Still can’t play counterstrike

A team of boffins has come up with a way of genetically engineering the DNA of mammalian cells to carry out complex computations and create biocomputers.

OK,  the technology is a long way from running your graphics card or playing counterstrike, but in a few years’ time the boffins hope the new programming techniques will help improve everything from cancer therapy to on-demand tissues that can replace worn-out body parts.

Wilson Wong, a synthetic biologist at Boston University and his team created DNA "switches" by turning human kidney cell genes on and off using scissor-like enzymes that selectively cut out snippets of DNA.

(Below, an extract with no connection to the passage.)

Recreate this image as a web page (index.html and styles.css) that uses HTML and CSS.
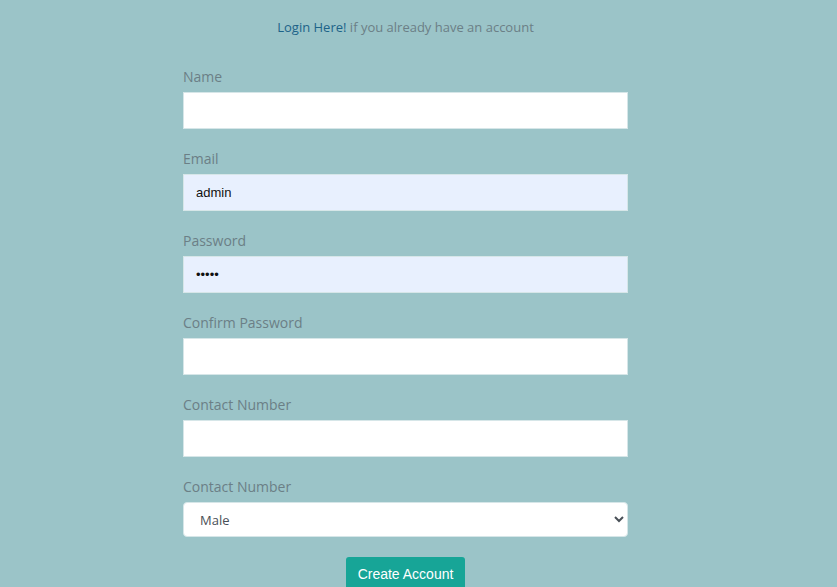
FILE: index.html
```html
<!DOCTYPE html>
<html>
<head>
<meta charset="utf-8">
<link rel="stylesheet" href="styles.css">
</head>
<body>
<div class="page">
  <p class="intro"><a class="link" href="#">Login Here!</a> if you already have an account</p>
  <form class="form">
    <div class="group">
      <label class="label">Name</label>
      <input class="field" type="text">
    </div>
    <div class="group">
      <label class="label">Email</label>
      <input class="field filled" type="text" value="admin">
    </div>
    <div class="group">
      <label class="label">Password</label>
      <input class="field filled" type="password" value="admin">
    </div>
    <div class="group">
      <label class="label">Confirm Password</label>
      <input class="field" type="password">
    </div>
    <div class="group">
      <label class="label">Contact Number</label>
      <input class="field" type="text">
    </div>
    <div class="group">
      <label class="label">Contact Number</label>
      <select class="select">
        <option>Male</option>
        <option>Female</option>
      </select>
    </div>
    <div class="actions">
      <button class="btn" type="button">Create Account</button>
    </div>
  </form>
</div>
</body>
</html>
```
FILE: styles.css
```css
html, body {
  margin: 0;
  padding: 0;
  background: #9bc4c8;
  height: 100%;
  overflow: hidden;
}
.page {
  width: 445px;
  margin-left: 183px;
  font-family: "Open Sans", "Liberation Sans", sans-serif;
  font-size: 14px;
  color: #6b7f86;
}
.intro {
  margin: 0;
  padding-top: 17px;
  line-height: 20px;
  text-align: center;
  font-size: 13px;
  color: #6b7f86;
}
.link {
  color: #1d6388;
  text-decoration: none;
}
.form {
  margin: 30px 0 0;
}
.group {
  margin-bottom: 20px;
}
.label {
  display: block;
  line-height: 20px;
  margin-bottom: 5px;
  color: #6b7f86;
}
.field {
  display: block;
  box-sizing: border-box;
  width: 100%;
  height: 37px;
  margin: 0;
  padding: 0 12px;
  border: 1px solid #d6e6e8;
  background: #ffffff;
  font-family: "Liberation Sans", Arial, sans-serif;
  font-size: 13px;
  color: #111;
  outline: none;
}
.filled {
  background: #e8f0fe;
}
.select {
  display: block;
  box-sizing: border-box;
  width: 100%;
  height: 35px;
  margin: 0;
  padding: 0 12px;
  border: 1px solid #d6e6e8;
  border-radius: 4px;
  background: #ffffff;
  font-family: "Open Sans", "Liberation Sans", sans-serif;
  font-size: 13px;
  color: #495057;
}
.actions {
  display: flex;
  justify-content: center;
}
.btn {
  height: 34px;
  padding: 0 12px;
  border: none;
  border-radius: 3px;
  background: #17a597;
  color: #ffffff;
  font-family: "Liberation Sans", Arial, sans-serif;
  font-size: 14px;
}
```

These enzymes, known as DNA recombinases, recognise two target stretches of DNA, each between 30 to 50 or more base pairs long. When a recombinase finds its target DNA stretches, it cuts out any DNA in between, and stitches the severed ends of the double helix back together.

To design genetic circuits, Wong and his colleagues use the conventional cellular machinery that reads out a cell's DNA, transcribes its genes into RNA, and then translates the RNA into proteins. This normal gene-to-protein operation is started by another DNA snippet, a promoter, that sits just upstream of a gene.

When a promoter is activated, a molecule called RNA polymerase gets to work, marching down the DNA strand and producing an RNA until it reaches another DNA snippet -- a termination sequence -- that tells it to stop. To make one of their simplest circuits, the team inserted four extra snippets of DNA after a promoter.

They then managed to get the NNA to light up by creating a fluorescent protein.

All, according to Nature, created 113 different circuits, with a 96.5 percent success rate.  Not a good time to trade in your AMD or Intel CPU for a big blob of DNA yet, but it may happen in your lifetime.